*DATA BLOCK:*
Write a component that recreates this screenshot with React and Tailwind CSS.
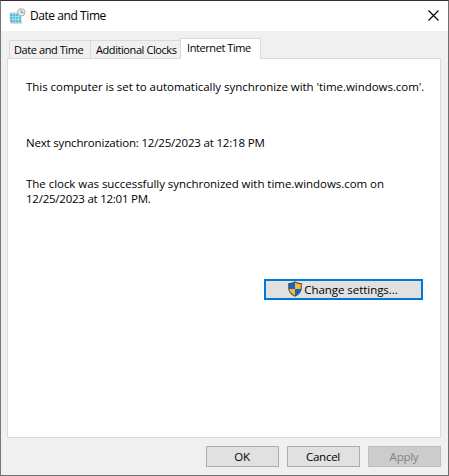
import React from "react";

function CalendarClockIcon() {
  return (
    <svg width="17" height="17" viewBox="0 0 17 17" className="shrink-0">
      <path d="M.5 4.500h12v9.500l.5 1.500H2L.8 14z" fill="#bcd0d9" />
      <path d="M1.200 6h10.800v8H1.500z" fill="#45b9dc" />
      <path d="M4 6v8M6.700 6v8M9.400 6v8M1.500 8.700h10.500M1.500 11.400h10.500" stroke="#c8edf6" strokeWidth="0.7" />
      <path d="M1.500 14.800h11.500" stroke="#b2c6cf" />
      <circle cx="12.300" cy="4.300" r="3.700" fill="#e6eaed" stroke="#a4aeb6" />
      <path d="M12.300 2V4.600h2.200" fill="none" stroke="#76838d" strokeWidth="0.9" />
    </svg>
  );
}

function ShieldIcon() {
  return (
    <svg width="14" height="16" viewBox="0 0 14 16" className="shrink-0 -translate-y-px">
      <path d="M7 .3C5.500 1.500 3 2.100.2 2.100V7c0 4 3 6.900 6.800 8.700C10.800 13.900 13.800 11 13.800 7V2.100C11 2.100 8.500 1.500 7 .3z" fill="#505050" />
      <path d="M7 1.500V8H1.300V3.100C3.600 3 5.500 2.500 7 1.500z" fill="#0b67cf" />
      <path d="M7 1.500V8h5.700V3.100C10.400 3 8.500 2.500 7 1.500z" fill="#ffb829" />
      <path d="M1.300 8H7v6.500C4 12.900 1.400 10.700 1.300 8z" fill="#ffb829" />
      <path d="M12.700 8H7v6.500c3-1.600 5.600-3.800 5.700-6.500z" fill="#0b67cf" />
    </svg>
  );
}

function Tab({ children, className }) {
  return (
    <button className={`flex items-center border border-b-0 border-[#d9d9d9] whitespace-nowrap ${className}`}>
      {children}
    </button>
  );
}

function DialogButton({ children, className }) {
  return (
    <button className={`flex h-[21px] w-[73px] items-center justify-center border pr-px tracking-[-0.25px] ${className}`}>
      {children}
    </button>
  );
}

export default function App() {
  return (
    <div className="relative flex h-[476px] w-[449px] flex-col overflow-hidden border border-t-[#302d30] border-r-[#707070] border-b-[#707070] border-l-[#777777] bg-[#f0f0f0] font-['Open_Sans','Noto_Sans',sans-serif] text-[11.5px] leading-[14px] text-black">
      <div className="absolute -left-px top-0 h-[58px] w-px bg-[#393739]" />
      <div className="absolute -left-px top-[105px] h-[26px] w-px bg-[#17456b]" />
      <div className="absolute -right-px top-0 h-[58px] w-px bg-[#302d30]" />

      <header className="flex h-[30px] shrink-0 items-center bg-white pl-2 pr-[9px]">
        <CalendarClockIcon />
        <span className="ml-1 text-[12px] tracking-[-0.43px]">Date and Time</span>
        <svg width="11" height="11" viewBox="0 0 11 11" className="ml-auto -translate-y-px">
          <path d="M.5.5l10 10M10.500.5l-10 10" stroke="#000" strokeWidth="1.1" fill="none" />
        </svg>
      </header>

      <nav className="flex h-[27px] shrink-0 items-end pl-2 text-[11px] tracking-[-0.42px]">
        <Tab className="h-[18px] w-[81px] border-r-0 pl-1">Date and Time</Tab>
        <Tab className="h-[18px] w-[90px] border-r-0 pl-[5px]">Additional Clocks</Tab>
        <Tab className="relative z-10 -mb-px h-[21px] w-[81px] bg-white pb-[2px] pl-[6px]">Internet Time</Tab>
      </nav>

      <main className="ml-[6px] flex h-[380px] w-[434px] shrink-0 flex-col border border-[#dcdcdc] bg-white pl-[18px] pt-[21px] whitespace-nowrap">
        <p className="tracking-[-0.04px]">This computer is set to automatically synchronize with 'time.windows.com'.</p>
        <p className="mt-[42px] tracking-[-0.18px]">Next synchronization: 12/25/2023 at 12:18 PM</p>
        <p className="mt-[27px] tracking-[-0.04px]">The clock was successfully synchronized with time.windows.com on</p>
        <p className="mt-px tracking-[-0.24px]">12/25/2023 at 12:01 PM.</p>
        <button className="ml-[238px] mt-[73px] flex h-[21px] w-[159px] items-center justify-center gap-[2px] border-2 border-[#0078d7] bg-[#e1e1e1] pr-px">
          <ShieldIcon />
          <span className="tracking-[-0.05px]">Change settings...</span>
        </button>
      </main>

      <footer className="mt-2 flex justify-end gap-2 pr-[7px]">
        <DialogButton className="border-[#adadad] bg-[#e1e1e1]">OK</DialogButton>
        <DialogButton className="border-[#adadad] bg-[#e1e1e1]">Cancel</DialogButton>
        <DialogButton className="border-[#bfbfbf] bg-[#cccccc] text-[#838383]">Apply</DialogButton>
      </footer>
    </div>
  );
}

*INSTRUCTIONS FOR THE TASK:* Omit the pictures, and quote the material above exactly as given.

*CORRECT OUTPUT:*
Write a component that recreates this screenshot with React and Tailwind CSS.
import React from "react";

function CalendarClockIcon() {
  return (
    <svg width="17" height="17" viewBox="0 0 17 17" className="shrink-0">
      <path d="M.5 4.500h12v9.500l.5 1.500H2L.8 14z" fill="#bcd0d9" />
      <path d="M1.200 6h10.800v8H1.500z" fill="#45b9dc" />
      <path d="M4 6v8M6.700 6v8M9.400 6v8M1.500 8.700h10.500M1.500 11.400h10.500" stroke="#c8edf6" strokeWidth="0.7" />
      <path d="M1.500 14.800h11.500" stroke="#b2c6cf" />
      <circle cx="12.300" cy="4.300" r="3.700" fill="#e6eaed" stroke="#a4aeb6" />
      <path d="M12.300 2V4.600h2.200" fill="none" stroke="#76838d" strokeWidth="0.9" />
    </svg>
  );
}

function ShieldIcon() {
  return (
    <svg width="14" height="16" viewBox="0 0 14 16" className="shrink-0 -translate-y-px">
      <path d="M7 .3C5.500 1.500 3 2.100.2 2.100V7c0 4 3 6.900 6.800 8.700C10.800 13.900 13.800 11 13.800 7V2.100C11 2.100 8.500 1.500 7 .3z" fill="#505050" />
      <path d="M7 1.500V8H1.300V3.100C3.600 3 5.500 2.500 7 1.500z" fill="#0b67cf" />
      <path d="M7 1.500V8h5.700V3.100C10.400 3 8.500 2.500 7 1.500z" fill="#ffb829" />
      <path d="M1.300 8H7v6.500C4 12.900 1.400 10.700 1.300 8z" fill="#ffb829" />
      <path d="M12.700 8H7v6.500c3-1.600 5.600-3.800 5.700-6.500z" fill="#0b67cf" />
    </svg>
  );
}

function Tab({ children, className }) {
  return (
    <button className={`flex items-center border border-b-0 border-[#d9d9d9] whitespace-nowrap ${className}`}>
      {children}
    </button>
  );
}

function DialogButton({ children, className }) {
  return (
    <button className={`flex h-[21px] w-[73px] items-center justify-center border pr-px tracking-[-0.25px] ${className}`}>
      {children}
    </button>
  );
}

export default function App() {
  return (
    <div className="relative flex h-[476px] w-[449px] flex-col overflow-hidden border border-t-[#302d30] border-r-[#707070] border-b-[#707070] border-l-[#777777] bg-[#f0f0f0] font-['Open_Sans','Noto_Sans',sans-serif] text-[11.5px] leading-[14px] text-black">
      <div className="absolute -left-px top-0 h-[58px] w-px bg-[#393739]" />
      <div className="absolute -left-px top-[105px] h-[26px] w-px bg-[#17456b]" />
      <div className="absolute -right-px top-0 h-[58px] w-px bg-[#302d30]" />

      <header className="flex h-[30px] shrink-0 items-center bg-white pl-2 pr-[9px]">
        <CalendarClockIcon />
        <span className="ml-1 text-[12px] tracking-[-0.43px]">Date and Time</span>
        <svg width="11" height="11" viewBox="0 0 11 11" className="ml-auto -translate-y-px">
          <path d="M.5.5l10 10M10.500.5l-10 10" stroke="#000" strokeWidth="1.1" fill="none" />
        </svg>
      </header>

      <nav className="flex h-[27px] shrink-0 items-end pl-2 text-[11px] tracking-[-0.42px]">
        <Tab className="h-[18px] w-[81px] border-r-0 pl-1">Date and Time</Tab>
        <Tab className="h-[18px] w-[90px] border-r-0 pl-[5px]">Additional Clocks</Tab>
        <Tab className="relative z-10 -mb-px h-[21px] w-[81px] bg-white pb-[2px] pl-[6px]">Internet Time</Tab>
      </nav>

      <main className="ml-[6px] flex h-[380px] w-[434px] shrink-0 flex-col border border-[#dcdcdc] bg-white pl-[18px] pt-[21px] whitespace-nowrap">
        <p className="tracking-[-0.04px]">This computer is set to automatically synchronize with 'time.windows.com'.</p>
        <p className="mt-[42px] tracking-[-0.18px]">Next synchronization: 12/25/2023 at 12:18 PM</p>
        <p className="mt-[27px] tracking-[-0.04px]">The clock was successfully synchronized with time.windows.com on</p>
        <p className="mt-px tracking-[-0.24px]">12/25/2023 at 12:01 PM.</p>
        <button className="ml-[238px] mt-[73px] flex h-[21px] w-[159px] items-center justify-center gap-[2px] border-2 border-[#0078d7] bg-[#e1e1e1] pr-px">
          <ShieldIcon />
          <span className="tracking-[-0.05px]">Change settings...</span>
        </button>
      </main>

      <footer className="mt-2 flex justify-end gap-2 pr-[7px]">
        <DialogButton className="border-[#adadad] bg-[#e1e1e1]">OK</DialogButton>
        <DialogButton className="border-[#adadad] bg-[#e1e1e1]">Cancel</DialogButton>
        <DialogButton className="border-[#bfbfbf] bg-[#cccccc] text-[#838383]">Apply</DialogButton>
      </footer>
    </div>
  );
}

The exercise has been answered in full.